Many organizations Peel works with ask us to help them innovate (and disrupt the market while we are at it). In rapidly commodifying industry and service organizations, or in startups facing strong incumbents, this is an appropriate response.
But innovation is also a bit of a hype. In some cases, we see more benefit in focusing on the potential for improvement first and leave the disrupting until later. Sitting across eager innovators, however, I found it difficult to argue – until I came across an interesting interview in the Harvard Business Review with professor Paolo Aversa of the City University of London who concluded that sometimes, less innovation is better.
Specifically, he found that if your organization operates in a turbulent environment, your instinct is to innovate your way out of it, but the chance of failure is high. Instead, it may make more sense to focus on efficiency and execution.
The level of turmoil in your environment is defined by three factors, he says:
- The magnitude of change.

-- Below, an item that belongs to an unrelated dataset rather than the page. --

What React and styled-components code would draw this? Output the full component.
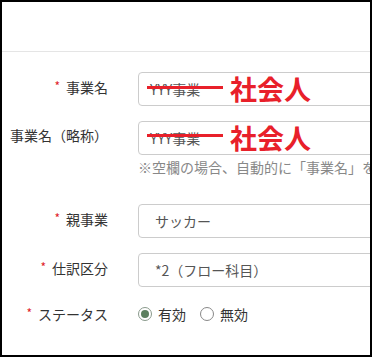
import React from "react";
import styled, { createGlobalStyle } from "styled-components";

const GlobalStyle = createGlobalStyle`
  html, body { margin: 0; padding: 0; background: #fff; }
  body { font-family: "Noto Sans CJK JP", "Noto Sans", sans-serif; }
  * { box-sizing: border-box; }
`;

const Frame = styled.div`
  width: 372px;
  height: 357px;
  border: 2px solid #000;
  overflow: hidden;
  background: #fff;
`;

const Header = styled.div`
  height: 50px;
  border-bottom: 1px solid #e5e5e5;
`;

const Form = styled.div`
  padding-top: 20px;
`;

const Row = styled.div`
  display: grid;
  grid-template-columns: 106px 260px;
  column-gap: 30px;
  align-items: ${(p) => (p.$center ? "center" : "start")};
  margin-bottom: ${(p) => p.$gap || 15}px;
  min-height: ${(p) => (p.$center ? 20 : 34)}px;
`;

const Label = styled.div`
  text-align: right;
  font-size: 14px;
  line-height: 20px;
  color: #333;
  white-space: nowrap;
  padding-top: ${(p) => (p.$center ? 0 : 4)}px;
`;

const Req = styled.span`
  color: #e0202a;
  font-size: 12px;
  margin-right: 6px;
  vertical-align: 2px;
`;

const Field = styled.div`
  display: flex;
  flex-direction: column;
  min-width: 0;
`;

const InputBox = styled.div`
  position: relative;
  height: 34px;
  width: 260px;
  border: 1px solid #ccc;
  border-radius: 4px;
  display: flex;
  align-items: center;
  padding-left: ${(p) => p.$pad || 11}px;
  font-size: 14px;
  color: #555;
  white-space: nowrap;
`;

const Annotation = styled.div`
  position: absolute;
  left: 8px;
  top: 0;
  bottom: 0;
  display: flex;
  align-items: center;
`;

const StrikeLine = styled.div`
  width: 76px;
  height: 3px;
  background: #e8202a;
  margin-top: ${(p) => p.$dy || 0}px;
`;

const RedText = styled.span`
  margin-left: 7px;
  font-size: 27px;
  font-weight: 700;
  color: #e8202a;
  line-height: 30px;
`;

const Help = styled.div`
  margin-top: 2px;
  width: 232px;
  overflow: hidden;
  font-size: 14px;
  line-height: 20px;
  color: #888;
  white-space: nowrap;
`;

const RadioGroup = styled.div`
  display: flex;
  align-items: center;
  gap: 14px;
`;

const RadioItem = styled.label`
  display: flex;
  align-items: center;
  font-size: 14px;
  line-height: 20px;
  color: #333;
`;

const RadioCircle = styled.span`
  width: 14px;
  height: 14px;
  border-radius: 50%;
  border: 1px solid ${(p) => (p.$checked ? "#8a9a8c" : "#888")};
  margin-right: 6px;
  display: flex;
  align-items: center;
  justify-content: center;
  &::after {
    content: "";
    width: 8px;
    height: 8px;
    border-radius: 50%;
    background: ${(p) => (p.$checked ? "#5b7f5e" : "transparent")};
  }
`;

function AnnotatedInput({ value, dy }) {
  return (
    <InputBox>
      {value}
      <Annotation>
        <StrikeLine $dy={dy} />
        <RedText>社会人</RedText>
      </Annotation>
    </InputBox>
  );
}

export default function App() {
  return (
    <>
      <GlobalStyle />
      <Frame>
        <Header />
        <Form>
          <Row>
            <Label>
              <Req>*</Req>事業名
            </Label>
            <AnnotatedInput value="YYY事業" dy={-3} />
          </Row>
          <Row $gap={27}>
            <Label>事業名（略称）</Label>
            <Field>
              <AnnotatedInput value="YYY事業" dy={-5} />
              <Help>※空欄の場合、自動的に「事業名」を</Help>
            </Field>
          </Row>
          <Row>
            <Label>
              <Req>*</Req>親事業
            </Label>
            <InputBox $pad={16}>サッカー</InputBox>
          </Row>
          <Row $gap={16}>
            <Label>
              <Req>*</Req>仕訳区分
            </Label>
            <InputBox $pad={16}>*2（フロー科目）</InputBox>
          </Row>
          <Row $center>
            <Label $center>
              <Req>*</Req>ステータス
            </Label>
            <RadioGroup>
              <RadioItem>
                <RadioCircle $checked />
                有効
              </RadioItem>
              <RadioItem>
                <RadioCircle />
                無効
              </RadioItem>
            </RadioGroup>
          </Row>
        </Form>
      </Frame>
    </>
  );
}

Is the impact of changes in your industry right now higher compared to other times?
- The frequency of change. Are you always one step behind?
- And the predictability of change. Is it hard for you to see or influence where your industry is heading?
If your answer to the three questions is affirmative, in all likelihood, you are working in a turbulent environment, and the smart money is on improvement, not innovation, especially if you cannot afford failure right now (but failure is an issue for another blog).